Abstract

Silver-containing Janus nanoparticles were synthesized by adhering silver onto polydopamine nanosphere and then were embedded in Pebax® MH 1657 polymer matrix to fabricate mixed matrix membranes for CO2 capture. The Janus nanoparticle was composed of a polydopamine nanosphere (~80nm) with plenty of catechol-chelated Ag+ ions and a catechol-reduced metallic Ag nanoparticle (~20nm) epitaxially growing from the surface of the polydopamine nanosphere. The highly loaded Ag+ ions (58.41wt% of total Ag content) served as CO2 facilitated transport carriers and thereby endowed the membrane with CO2 facilitated transport ability, and meanwhile the inorganic metallic Ag nanoparticle can interfere the polymer chain packing and optimize the membrane free volume characteristics therefore affecting the diffusion behavior of gas molecules.

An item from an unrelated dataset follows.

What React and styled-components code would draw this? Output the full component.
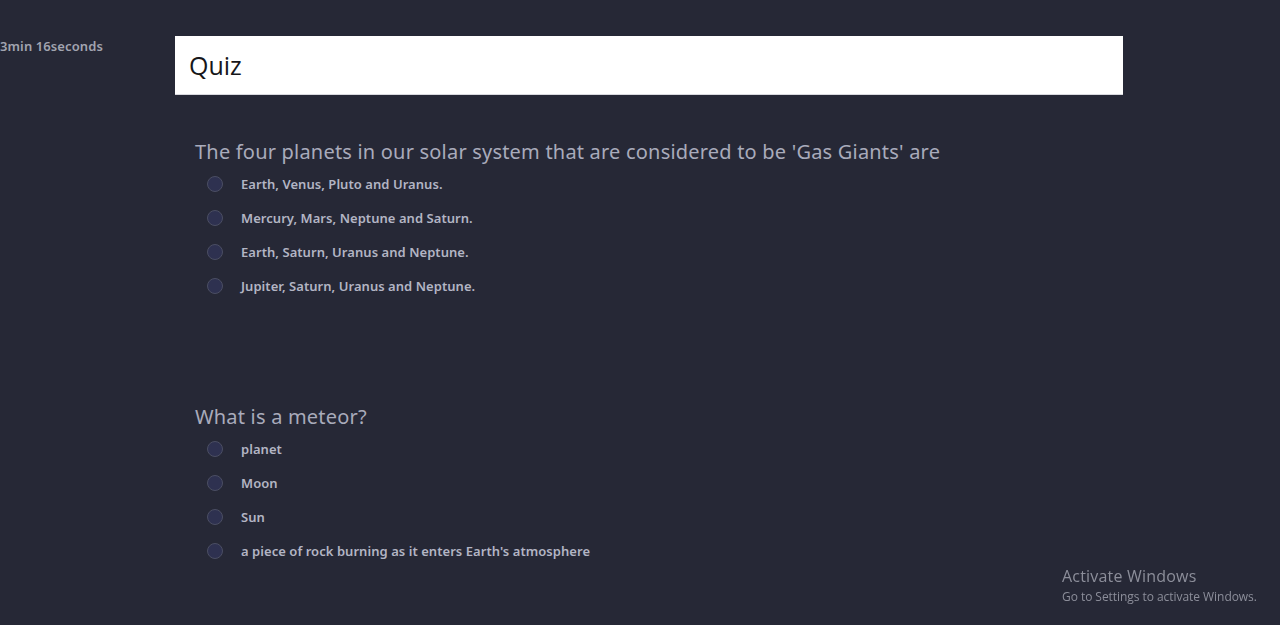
import React from 'react'
import styled, { createGlobalStyle } from 'styled-components'

const Global = createGlobalStyle`
  html, body {
    margin: 0;
    padding: 0;
    background: #262836;
  }
  body {
    font-family: "Noto Sans", Lato, sans-serif;
  }
`

const Page = styled.div`
  display: flex;
  background: #262836;
`

const Timer = styled.div`
  width: 175px;
  flex-shrink: 0;
  padding-top: 37px;
  font-size: 13px;
  font-weight: 600;
  color: #a2a4b0;
  letter-spacing: 0.1px;
`

const Main = styled.div`
  width: 948px;
  padding-top: 36px;
`

const Header = styled.div`
  height: 58px;
  background: #ffffff;
  border-bottom: 1px solid #d8d9de;
  display: flex;
  align-items: center;
  padding-left: 14px;
  font-family: "Open Sans", sans-serif;
  font-size: 25px;
  color: #16161a;
`

const List = styled.div`
  padding: 42px 0 0 20px;
`

const Block = styled.div`
  & + & {
    margin-top: 99px;
  }
`

const Title = styled.div`
  height: 30px;
  line-height: 30px;
  font-size: 20px;
  color: #a9abbb;
  letter-spacing: 0.2px;
`

const Option = styled.label`
  display: flex;
  align-items: center;
  height: 34px;
  padding-left: 12px;
  gap: 18px;
  font-size: 13px;
  font-weight: 600;
  color: #b3b5c4;
  letter-spacing: 0.05px;
  cursor: pointer;
`

const Radio = styled.span`
  width: 14px;
  height: 14px;
  border-radius: 50%;
  background: #2e3150;
  border: 1px solid #4b4e63;
  flex-shrink: 0;
`

const Watermark = styled.div`
  position: fixed;
  left: 1062px;
  top: 566px;
  font-family: "Open Sans", sans-serif;
  color: #8c8e9a;
`

const WmTitle = styled.div`
  font-size: 16px;
  line-height: 20px;
  letter-spacing: 0.2px;
`

const WmSub = styled.div`
  font-size: 12px;
  line-height: 21px;
  letter-spacing: -0.05px;
`

const questions = [
  {
    q: "The four planets in our solar system that are considered to be 'Gas Giants' are",
    options: [
      'Earth, Venus, Pluto and Uranus.',
      'Mercury, Mars, Neptune and Saturn.',
      'Earth, Saturn, Uranus and Neptune.',
      'Jupiter, Saturn, Uranus and Neptune.',
    ],
  },
  {
    q: 'What is a meteor?',
    options: ['planet', 'Moon', 'Sun', "a piece of rock burning as it enters Earth's atmosphere"],
  },
]

export default function App() {
  return (
    <>
      <Global />
      <Page>
        <Timer>3min 16seconds</Timer>
        <Main>
          <Header>Quiz</Header>
          <List>
            {questions.map((item, i) => (
              <Block key={i}>
                <Title>{item.q}</Title>
                {item.options.map((o) => (
                  <Option key={o}>
                    <Radio />
                    {o}
                  </Option>
                ))}
              </Block>
            ))}
          </List>
        </Main>
      </Page>
      <Watermark>
        <WmTitle>Activate Windows</WmTitle>
        <WmSub>Go to Settings to activate Windows.</WmSub>
      </Watermark>
    </>
  )
}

The membrane separation performance for pure gas (CO2, CH4, and N2) and binary gas mixtures (CO2/CH4 and CO2/N2) of the Janus nanoparticle-incorporated Pebax membrane was investigated and compared with that of the polydopamine nanosphere-incorporated membrane without silver modification. An anti-tradeoff effect was achieved by incorporation of the silver-containing Janus nanoparticles. The best separation performance of the Janus-incorporated Pebax membrane for pure gas was obtained with a CO2 permeability of 150Barrer and a CO2/gas selectivity of 26.3 for CO2/CH4 and 72.5 for CO2/N2, i.e., 83%, 42% and 39% higher than those of neat Pebax membrane, respectively. The results suggested that incorporation of the Janus nanoparticles could achieve both a diffusion tuning effect and a facilitated transport effect simultaneously.